The USC School of Dramatic Arts usually holds over twenty live productions a semester. But with COVID-19 regulations that prevent in-person, indoor campus and county performances, USC theater students have turned to digital performances of their work.
One staple in the school’s season is the New Works Festival, designed for MFA Dramatic Writing students to showcase and workshop their plays. The work of second year students is produced in association with the Latino Theater Company, located at the Los Angeles Theater Company in DTLA. Three students, Grafton Doyle, Zharia O’Neal and Katrina D. RiChard, are presenting their plays over the course of three weekends in April.
The first of the three performances is Doyle’s play “Sick Boys,” which follows the journey of a queer boy in a treatment facility in Utah. He began writing the play as an undergraduate, hoping to discuss the ways children and teenagers with mental illness are treated, particularly in lockdown facilities that teach strict behavior modification techniques.
The writing process changed slightly to adapt to an online format.
“When you’re writing a play, you’re writing it for the stage production in your mind, but then when you’re seeing it on Zoom...I had to rewrite certain moments just to make sure that things came across,” Doyle said. For instance, for when two characters in the play are supposed to kiss, Doyle wrote a title card to appear so the audience could understand what was happening.
Finding ways to convey the action of the play digitally was a challenge for O’Neal’s play, “the blood of a hibiscus,” as well.
“We are at the mercy of ethernet cables and Wi-Fi at this point,” she said.
“the blood of a hibiscus” follows a family seeking asylum in the United States after a hurricane devastates their home in the British Virgin Islands.
“A lot of the work that I deal with as an Afro-Caribbean playwright deals with sort of relationships in place, to home to citizenship, motherhood and liminal spaces,” O’Neal said. “Some of the absolute appeal of theaters [is] the ability to have a common experience... a lot of theater is about sharing space and sharing community.”
RiChard noted a similar sentiment in how virtual performances test the theatrical medium, describing it as “a hybrid of theater and film.” She applauded the technical department’s ability to help bring the world of the play to life through backgrounds and other elements, but acknowledged it’s not entirely the same theatrical experience.
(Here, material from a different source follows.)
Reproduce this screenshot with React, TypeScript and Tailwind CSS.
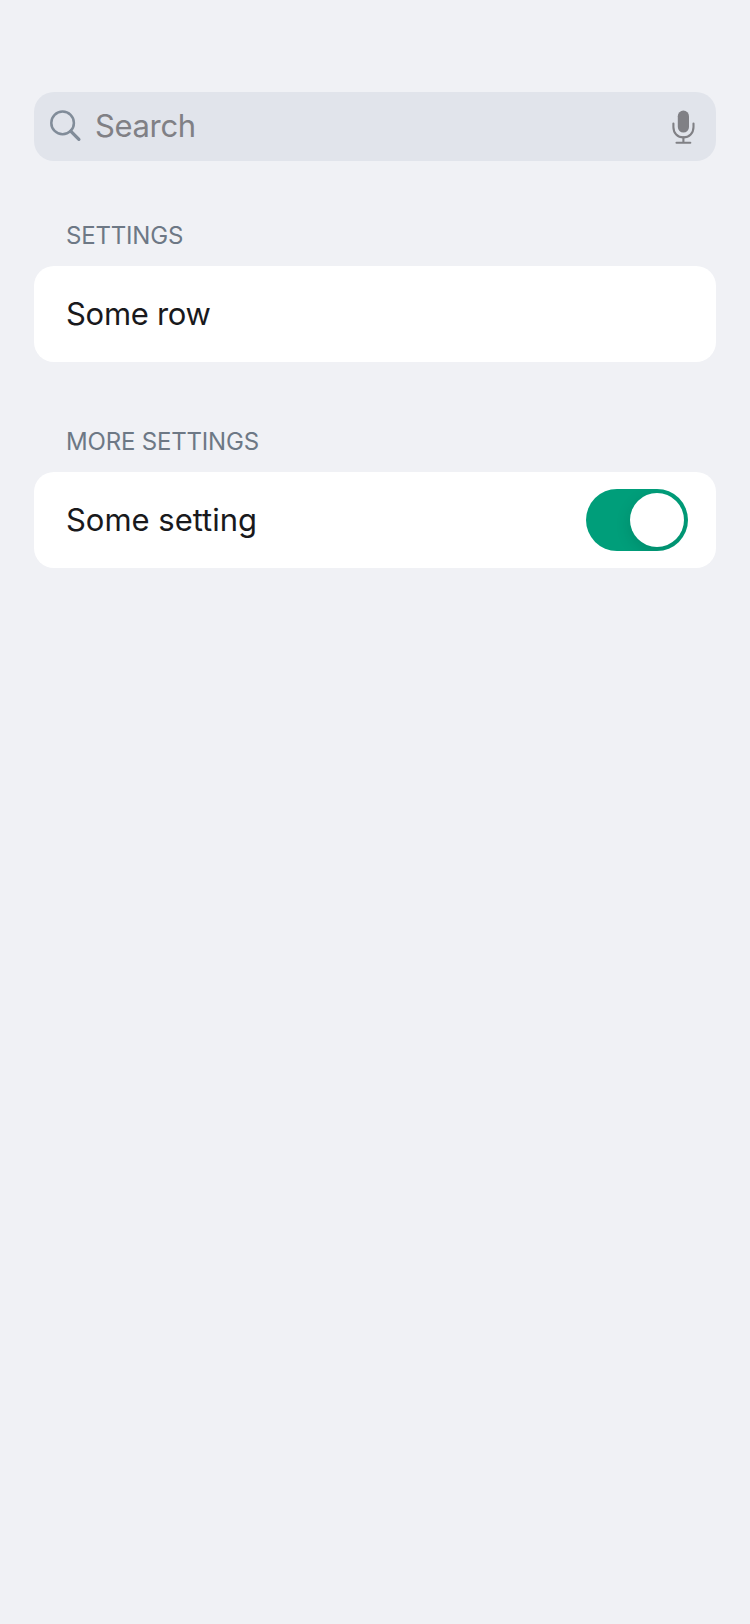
import { useState } from 'react';
import type { ReactNode } from 'react';

function SearchIcon() {
  return (
    <svg className="h-8 w-8 shrink-0 overflow-visible" viewBox="0 0 32 32" fill="none" stroke="#818c99" strokeLinecap="round">
      <circle cx="12.6" cy="11.9" r="11.3" strokeWidth="2.5" />
      <path d="M20.7 20.1L28.9 28.3" strokeWidth="3.3" />
    </svg>
  );
}

function MicIcon() {
  return (
    <svg className="h-[35px] w-[23px] shrink-0" viewBox="0 0 23 35" fill="none" stroke="#808085" strokeWidth="2.1" strokeLinecap="round">
      <rect x="5.8" y="1.6" width="11.2" height="22" rx="5.6" fill="#808085" stroke="none" />
      <path d="M1.4 14.6V18C1.4 24 5.5 28.4 11.4 28.4S21.5 24 21.5 18V14.6" />
      <path d="M11.4 28.4V33.7M4.5 33.7H18.3" />
    </svg>
  );
}

function Section({ title, children }: { title: string; children: ReactNode }) {
  return (
    <section className="mb-[64px]">
      <h2 className="mb-[14px] pl-8 text-[24px] leading-8 tracking-[-0.18px] text-[#6d7885]">{title}</h2>
      <div className="flex h-24 items-center justify-between rounded-[20px] bg-white pr-7 pl-8">{children}</div>
    </section>
  );
}

function Switch() {
  const [on, setOn] = useState(true);
  return (
    <button
      role="switch"
      aria-checked={on}
      aria-label="Some setting"
      onClick={() => setOn(!on)}
      className={`flex h-[62px] w-[102px] items-center overflow-hidden rounded-full p-1 ${on ? 'justify-end bg-[#009e7a]' : 'justify-start bg-[#e1e3e6]'}`}
    >
      <span className="size-[54px] rounded-full bg-white shadow-[0_5px_16px_rgba(0,0,0,0.12)]" />
    </button>
  );
}

export default function App() {
  return (
    <main className="min-h-[1624px] bg-[#f0f1f5] px-[34px] pt-[92px] font-['Inter',sans-serif] text-[31px] text-[#19191c]">
      <div className="mb-[59px] flex h-[69px] items-center rounded-[20px] bg-[#e1e4eb] pr-[21px] pl-4">
        <SearchIcon />
        <span className="ml-[13px] flex-1 tracking-[-0.35px] text-[#808085]">Search</span>
        <MicIcon />
      </div>
      <Section title="SETTINGS">
        <span className="tracking-[-0.3px]">Some row</span>
      </Section>
      <Section title="MORE SETTINGS">
        <span className="tracking-[-0.02px]">Some setting</span>
        <Switch />
      </Section>
    </main>
  );
}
“Even with all the technical stuff in the world, [Zoom] will not feel the same as actors being on stage with each other, and feeling their energy, as they say their lines, and they’re having these conversations, and they’re hearing the audience laugh or hearing the auditors gasp,” RiChard said. “There’s just an energy in the live theater that you just can’t recreate on Zoom.”
RiChard’s play “Breaking Barriers” explores the lives of six high school students from various backgrounds tasked with breaking the barriers of systemic racism for a history fair competition project. She wrote the play with hopes of starting conversations about race with students and adults alike.
“We don’t have to solve these issues today, right?” RiChard said. “It’s overwhelming. These issues weren’t started overnight, so they’re not going to be solved overnight.”
While the School of Dramatic Arts has not announced if next semester’s season will be in-person, current commencement plans and vaccinations are positive markers of change.
“Zoom has been a wonderful tool for us to navigate the terrain of this pandemic, but I don’t think it’s permanent,” Doyle said.
RiChard feels that virtual theater practices have a place in the future.
“I think it’s a new tool in our toolbox as artists to use,”RiChard said. She explained virtual formats remove the limits of location and allow her to work with actresses in different cities on an earlier Zoom project this year.
This also pertains to who can watch the performance. O’Neal is from the British Virgin Islands, so her family will be able to tune into the virtual performance from the premiere her mother is hosting at home.
“I think that is valuable and that’s something that should be taught about moving forward,” RiChard said. “I’m hoping that we can take that sort of accessibility and continue to bring that even when we go back to the theater.”
Despite the challenges of the medium, the art is ultimately rewarding.
“Artists thrive with the greatest limitations,” Doyle said. “I feel like it usually comes from a place of necessity, that it needs to be expressed because there’s an opposing force. And I think that when we are set when things are set against us... we can make that decision to go forward. And when we make that decision to go forward, I think beautiful things can happen.”
The last play, “Breaking Barriers” by Katrina D. RiChard will perform on April 23 and 24.